Right now, he’s watering some corn for the seventh time, some for the eighth. The frequent irrigation has consequences.

“The entire farm is furrow irrigated and every one of the middles (38-inch rows) is watered. By now, our quarter-mile rows run water through in three hours, or so. The water can’t soak in — the ground is baked so hard that the water rolls over it.

“We do a lot of irrigating. We’ve been surface irrigating for a long time — pumping out of bayous, out of ditches. We also use wells.”

Here, on the edge of Arkansas’ parched Grand Prairie regions, wells are falling off dramatically.

“I don’t want to, but we’re drilling more wells. That’s because there used to be a big, reliable canal that runs along the east side of the farm. We used to get a lot of water from that. But now there’s more and more farmers drawing from it.”

The way farms are set up now, there’s less runoff. Put that with the higher price of fuel and farmers “are really watching water closely and conserving what they can. Fact is we’re in trouble with water.”

Addressing drift

Brown went with all Roundup Ready corn this year.

“To help with resistance management, I try not to use any (glyphosate) on it. But with all the Roundup Ready cotton around, I feel it’s necessary to help with any drift potential.”

Kelley says Brown’s approach is catching on around the state. “People can grow conventional, non-Roundup Ready corn. But you run the risk of your neighbor drifting on you or a hired hand spraying the wrong field.

“Especially in south Arkansas, a very high percentage of the corn is Roundup Ready. In some areas, essentially 100 percent is. The further north you travel, the more that percentage drops.”

Happy with how his crops look, Brown is nonetheless concerned at how expensive they’ve been to grow.

“Fuel costs are just sucking profits away from farmers. I honestly don’t know how much longer farmers can hang on. I can’t tell you how many farmers are in trouble. Here it is in July and look at the number of farm sales still going on. That’s a clear indication something is horribly wrong.

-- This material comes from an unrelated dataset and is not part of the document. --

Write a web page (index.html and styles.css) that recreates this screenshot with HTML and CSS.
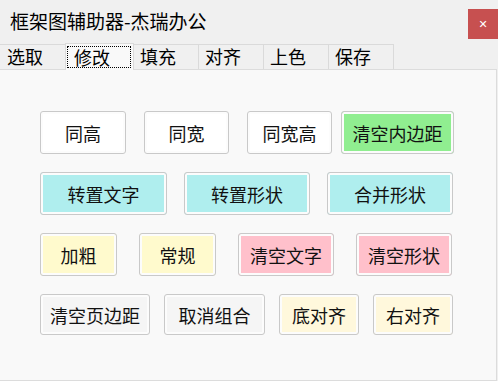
FILE: index.html
```html
<!DOCTYPE html>
<html lang="zh">
<head>
    <meta charset="UTF-8">
    <title>框架图辅助器-杰瑞办公</title>
    <link rel="stylesheet" href="styles.css">
</head>
<body>
    <div class="window">
        <div class="titlebar">
            <span class="title">框架图辅助器-杰瑞办公</span>
            <button class="close">&#x2715;</button>
        </div>

        <div class="tabs">
            <div class="tab">选取</div>
            <div class="tab active"><span class="focus">修改</span></div>
            <div class="tab">填充</div>
            <div class="tab">对齐</div>
            <div class="tab">上色</div>
            <div class="tab">保存</div>
        </div>

        <div class="panel">
            <div class="row row1">
                <button class="btn white w86">同高</button>
                <button class="btn white w85">同宽</button>
                <button class="btn white w85">同宽高</button>
                <button class="btn green w113 tight">清空内边距</button>
            </div>
            <div class="row row2">
                <button class="btn cyan w127">转置文字</button>
                <button class="btn cyan w126">转置形状</button>
                <button class="btn cyan w126">合并形状</button>
            </div>
            <div class="row row3">
                <button class="btn lemon w77">加粗</button>
                <button class="btn lemon w77">常规</button>
                <button class="btn pink w96">清空文字</button>
                <button class="btn pink w96">清空形状</button>
            </div>
            <div class="row row4">
                <button class="btn smoke w110">清空页边距</button>
                <button class="btn smoke w101">取消组合</button>
                <button class="btn silk w80">底对齐</button>
                <button class="btn silk w80">右对齐</button>
            </div>
        </div>
    </div>
</body>
</html>
```

FILE: styles.css
```css
body {
    margin: 0;
    padding: 0;
    background: #f0f0f0;
    font-family: "Noto Sans CJK SC", "Microsoft YaHei", sans-serif;
    color: #111;
}
.window {
    width: 498px;
    height: 381px;
    overflow: hidden;
    background: #f0f0f0;
}
.titlebar {
    height: 43px;
    display: flex;
    align-items: flex-start;
    justify-content: space-between;
}
.title {
    font-size: 19px;
    line-height: 20px;
    margin: 11px 0 0 10px;
    color: #000;
}
.close {
    width: 30px;
    height: 30px;
    margin-top: 9px;
    border: none;
    padding: 0;
    background: #c75050;
    color: #fff;
    font-size: 11px;
    font-weight: bold;
    font-family: "DejaVu Sans", sans-serif;
}
.tabs {
    display: flex;
    align-items: flex-end;
    height: 26px;
    position: relative;
    z-index: 1;
}
.tab {
    box-sizing: border-box;
    width: 66px;
    height: 25px;
    margin-right: -1px;
    border: 1px solid #dadada;
    border-bottom: none;
    background: #f0f0f0;
    font-size: 18px;
    line-height: 22px;
    padding-left: 6px;
    color: #000;
}
.tab:first-child {
    width: 66px;
    border-left: none;
    padding-left: 7px;
}
.tab.active {
    width: 69px;
    height: 27px;
    margin-bottom: -1px;
    background: #f9f9f9;
    padding: 2px 0 0 1px;
    line-height: 20px;
}
.focus {
    display: inline-block;
    box-sizing: border-box;
    width: 64px;
    height: 22px;
    border: 1px dotted #000;
    padding-left: 6px;
}
.panel {
    box-sizing: border-box;
    width: 497px;
    height: 312px;
    background: #f9f9f9;
    border: 1px solid #dcdcdc;
    border-left: none;
    padding: 41px 0 0 40px;
}
.row {
    display: flex;
    margin-bottom: 18px;
}
.row1 { gap: 18px; }
.row2 { gap: 17px; }
.row3 { gap: 22px; }
.row4 { gap: 14px; margin-top: 3px; }
.tight { margin-left: -9px; }

.btn {
    box-sizing: border-box;
    height: 43px;
    padding: 0;
    border: 1px solid #c9c9c9;
    border-radius: 3px;
    box-shadow: inset 0 0 0 2px #fcfcfc;
    font-family: "Noto Sans CJK SC", sans-serif;
    font-size: 18px;
    color: #111;
}
.row4 .btn { height: 41px; }

.white { background: #fff; }
.green { background: #90ee90; }
.cyan { background: #afeeee; }
.lemon { background: #fffacd; }
.pink { background: #ffc0cb; }
.smoke { background: #f5f5f5; }
.silk { background: #fff8dc; }

.w77 { width: 77px; }
.w80 { width: 80px; }
.w85 { width: 85px; }
.w86 { width: 86px; }
.w96 { width: 96px; }
.w101 { width: 101px; }
.w110 { width: 110px; }
.w113 { width: 113px; }
.w126 { width: 126px; }
.w127 { width: 127px; }
```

“Diesel pumps go through 2.5 gallons of diesel per hour — say 50 gallons per day. Multiply that by 40 or 50 pumps and you’ll understand what farmers are up against. And that doesn’t include the cost of power unit repairs which are inevitable because you’re running them so hard. And I’m not exaggerating the situation.

“Go to a farmer meeting and look things over. Farmers aren’t getting younger. How many farmers do you know that don’t want their sons farming? They know what’s heading our way and that’s just sad.”